→ Task to carry out
Write out the listing, please, but only from its first line through the line containing "const raised = 'border", exactly as given and without pictures.

→ Dataset section
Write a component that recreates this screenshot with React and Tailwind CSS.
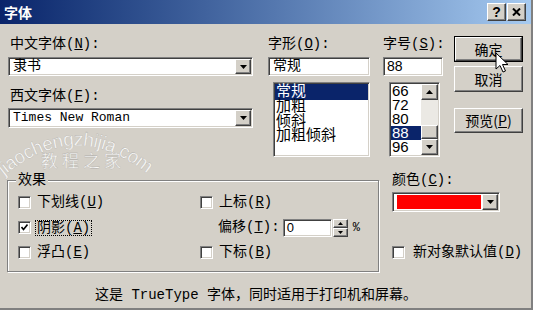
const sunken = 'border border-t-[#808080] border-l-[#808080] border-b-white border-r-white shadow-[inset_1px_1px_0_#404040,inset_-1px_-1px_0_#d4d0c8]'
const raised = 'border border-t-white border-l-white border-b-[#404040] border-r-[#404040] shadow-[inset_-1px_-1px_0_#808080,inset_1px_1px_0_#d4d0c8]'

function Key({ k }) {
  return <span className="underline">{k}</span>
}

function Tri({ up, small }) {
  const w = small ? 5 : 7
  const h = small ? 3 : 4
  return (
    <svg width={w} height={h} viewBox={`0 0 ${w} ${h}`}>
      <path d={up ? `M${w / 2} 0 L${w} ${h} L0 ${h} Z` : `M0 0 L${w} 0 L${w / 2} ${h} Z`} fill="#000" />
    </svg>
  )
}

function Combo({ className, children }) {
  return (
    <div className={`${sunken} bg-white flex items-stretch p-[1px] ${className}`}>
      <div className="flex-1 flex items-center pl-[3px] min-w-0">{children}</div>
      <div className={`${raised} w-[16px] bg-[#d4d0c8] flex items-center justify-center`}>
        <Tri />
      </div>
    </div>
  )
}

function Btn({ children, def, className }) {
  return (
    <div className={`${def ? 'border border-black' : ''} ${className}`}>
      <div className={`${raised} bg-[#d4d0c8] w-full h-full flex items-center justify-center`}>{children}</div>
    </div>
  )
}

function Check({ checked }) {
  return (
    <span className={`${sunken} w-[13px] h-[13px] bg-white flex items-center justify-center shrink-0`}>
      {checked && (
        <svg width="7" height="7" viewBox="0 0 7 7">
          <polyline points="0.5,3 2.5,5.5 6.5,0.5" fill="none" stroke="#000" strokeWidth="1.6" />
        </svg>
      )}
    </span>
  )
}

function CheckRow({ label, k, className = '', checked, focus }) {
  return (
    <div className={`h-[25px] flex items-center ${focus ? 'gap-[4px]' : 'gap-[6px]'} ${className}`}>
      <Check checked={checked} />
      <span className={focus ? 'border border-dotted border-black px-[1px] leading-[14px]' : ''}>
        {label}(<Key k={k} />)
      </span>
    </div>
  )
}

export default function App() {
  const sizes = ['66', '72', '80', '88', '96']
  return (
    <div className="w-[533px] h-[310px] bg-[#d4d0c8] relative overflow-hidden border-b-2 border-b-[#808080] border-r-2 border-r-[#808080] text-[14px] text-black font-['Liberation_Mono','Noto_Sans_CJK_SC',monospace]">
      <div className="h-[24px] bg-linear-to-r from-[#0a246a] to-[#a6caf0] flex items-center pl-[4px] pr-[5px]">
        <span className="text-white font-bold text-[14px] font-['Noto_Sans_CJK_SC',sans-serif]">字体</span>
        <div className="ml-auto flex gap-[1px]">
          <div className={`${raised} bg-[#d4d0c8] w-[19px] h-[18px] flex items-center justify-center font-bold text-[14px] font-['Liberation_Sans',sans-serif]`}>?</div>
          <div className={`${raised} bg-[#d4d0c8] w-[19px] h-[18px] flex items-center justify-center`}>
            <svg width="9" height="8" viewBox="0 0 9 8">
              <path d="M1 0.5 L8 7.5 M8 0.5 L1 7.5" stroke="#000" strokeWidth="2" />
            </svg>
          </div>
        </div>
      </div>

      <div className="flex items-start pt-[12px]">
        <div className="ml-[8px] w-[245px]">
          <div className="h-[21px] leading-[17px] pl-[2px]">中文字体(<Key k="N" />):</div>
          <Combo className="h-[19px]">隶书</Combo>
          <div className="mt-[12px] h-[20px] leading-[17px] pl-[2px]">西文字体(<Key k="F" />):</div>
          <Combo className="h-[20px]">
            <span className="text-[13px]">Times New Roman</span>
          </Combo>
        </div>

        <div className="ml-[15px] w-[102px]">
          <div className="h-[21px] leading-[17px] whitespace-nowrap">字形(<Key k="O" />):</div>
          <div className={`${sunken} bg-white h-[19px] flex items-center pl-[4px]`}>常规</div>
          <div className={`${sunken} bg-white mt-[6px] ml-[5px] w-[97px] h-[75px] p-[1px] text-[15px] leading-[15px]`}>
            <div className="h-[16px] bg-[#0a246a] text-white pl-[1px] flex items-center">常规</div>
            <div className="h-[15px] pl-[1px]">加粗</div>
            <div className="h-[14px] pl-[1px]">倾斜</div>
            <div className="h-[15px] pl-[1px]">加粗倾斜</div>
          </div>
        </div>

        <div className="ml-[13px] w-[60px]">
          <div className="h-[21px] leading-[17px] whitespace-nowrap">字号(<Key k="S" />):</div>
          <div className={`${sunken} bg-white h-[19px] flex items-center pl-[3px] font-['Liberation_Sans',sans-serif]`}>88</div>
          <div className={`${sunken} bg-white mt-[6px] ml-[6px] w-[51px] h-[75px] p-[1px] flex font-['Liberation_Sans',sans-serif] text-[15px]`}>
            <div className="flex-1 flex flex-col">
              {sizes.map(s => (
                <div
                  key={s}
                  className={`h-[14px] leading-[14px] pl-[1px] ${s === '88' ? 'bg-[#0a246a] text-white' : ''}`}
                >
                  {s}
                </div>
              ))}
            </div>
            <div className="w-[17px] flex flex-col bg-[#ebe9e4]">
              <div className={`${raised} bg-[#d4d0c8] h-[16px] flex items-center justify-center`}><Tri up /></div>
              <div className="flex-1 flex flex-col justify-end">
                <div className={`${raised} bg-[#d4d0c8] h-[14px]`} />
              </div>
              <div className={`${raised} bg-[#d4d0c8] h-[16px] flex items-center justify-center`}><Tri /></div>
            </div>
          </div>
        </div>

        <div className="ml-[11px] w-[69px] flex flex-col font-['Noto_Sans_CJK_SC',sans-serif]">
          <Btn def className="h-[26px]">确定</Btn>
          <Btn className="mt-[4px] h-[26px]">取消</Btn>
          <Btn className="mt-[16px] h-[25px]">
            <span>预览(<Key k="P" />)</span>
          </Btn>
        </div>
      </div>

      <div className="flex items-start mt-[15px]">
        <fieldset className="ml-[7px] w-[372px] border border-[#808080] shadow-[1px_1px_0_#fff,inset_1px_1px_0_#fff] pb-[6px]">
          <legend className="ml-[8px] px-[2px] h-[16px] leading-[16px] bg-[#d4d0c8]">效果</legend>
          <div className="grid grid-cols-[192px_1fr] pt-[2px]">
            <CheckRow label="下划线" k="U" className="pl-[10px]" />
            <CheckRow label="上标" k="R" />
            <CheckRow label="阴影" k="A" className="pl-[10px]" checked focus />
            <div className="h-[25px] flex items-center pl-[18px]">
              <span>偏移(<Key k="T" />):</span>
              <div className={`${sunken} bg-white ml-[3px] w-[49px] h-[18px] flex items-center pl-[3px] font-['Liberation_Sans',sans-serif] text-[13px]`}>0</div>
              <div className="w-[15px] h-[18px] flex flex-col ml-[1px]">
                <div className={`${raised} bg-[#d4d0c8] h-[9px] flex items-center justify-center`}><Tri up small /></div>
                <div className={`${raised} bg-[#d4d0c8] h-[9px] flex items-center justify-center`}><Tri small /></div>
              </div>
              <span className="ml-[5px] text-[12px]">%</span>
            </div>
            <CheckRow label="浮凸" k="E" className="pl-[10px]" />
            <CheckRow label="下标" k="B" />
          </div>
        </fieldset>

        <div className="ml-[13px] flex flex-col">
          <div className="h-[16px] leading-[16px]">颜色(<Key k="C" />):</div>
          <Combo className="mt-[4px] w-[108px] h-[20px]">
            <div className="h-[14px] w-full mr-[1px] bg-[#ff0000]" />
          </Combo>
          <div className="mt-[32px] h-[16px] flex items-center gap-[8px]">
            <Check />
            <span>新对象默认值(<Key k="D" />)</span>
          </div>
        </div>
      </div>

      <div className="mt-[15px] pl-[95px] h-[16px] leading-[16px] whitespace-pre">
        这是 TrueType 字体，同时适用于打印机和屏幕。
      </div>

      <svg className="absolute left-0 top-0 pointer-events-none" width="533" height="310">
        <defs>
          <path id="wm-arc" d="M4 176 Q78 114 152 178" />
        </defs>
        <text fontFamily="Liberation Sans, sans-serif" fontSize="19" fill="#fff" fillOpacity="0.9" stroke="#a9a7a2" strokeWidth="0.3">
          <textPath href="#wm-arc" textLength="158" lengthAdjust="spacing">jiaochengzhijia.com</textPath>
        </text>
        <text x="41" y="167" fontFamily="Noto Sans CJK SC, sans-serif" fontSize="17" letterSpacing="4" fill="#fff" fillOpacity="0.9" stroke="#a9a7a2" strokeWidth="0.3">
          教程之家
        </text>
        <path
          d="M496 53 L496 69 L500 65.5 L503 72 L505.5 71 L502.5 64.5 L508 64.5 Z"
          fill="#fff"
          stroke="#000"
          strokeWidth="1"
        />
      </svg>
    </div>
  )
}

→ Right answer
Write a component that recreates this screenshot with React and Tailwind CSS.
const sunken = 'border border-t-[#808080] border-l-[#808080] border-b-white border-r-white shadow-[inset_1px_1px_0_#404040,inset_-1px_-1px_0_#d4d0c8]'
const raised = 'border border-t-white border-l-white border-b-[#404040] border-r-[#404040] shadow-[inset_-1px_-1px_0_#808080,inset_1px_1px_0_#d4d0c8]'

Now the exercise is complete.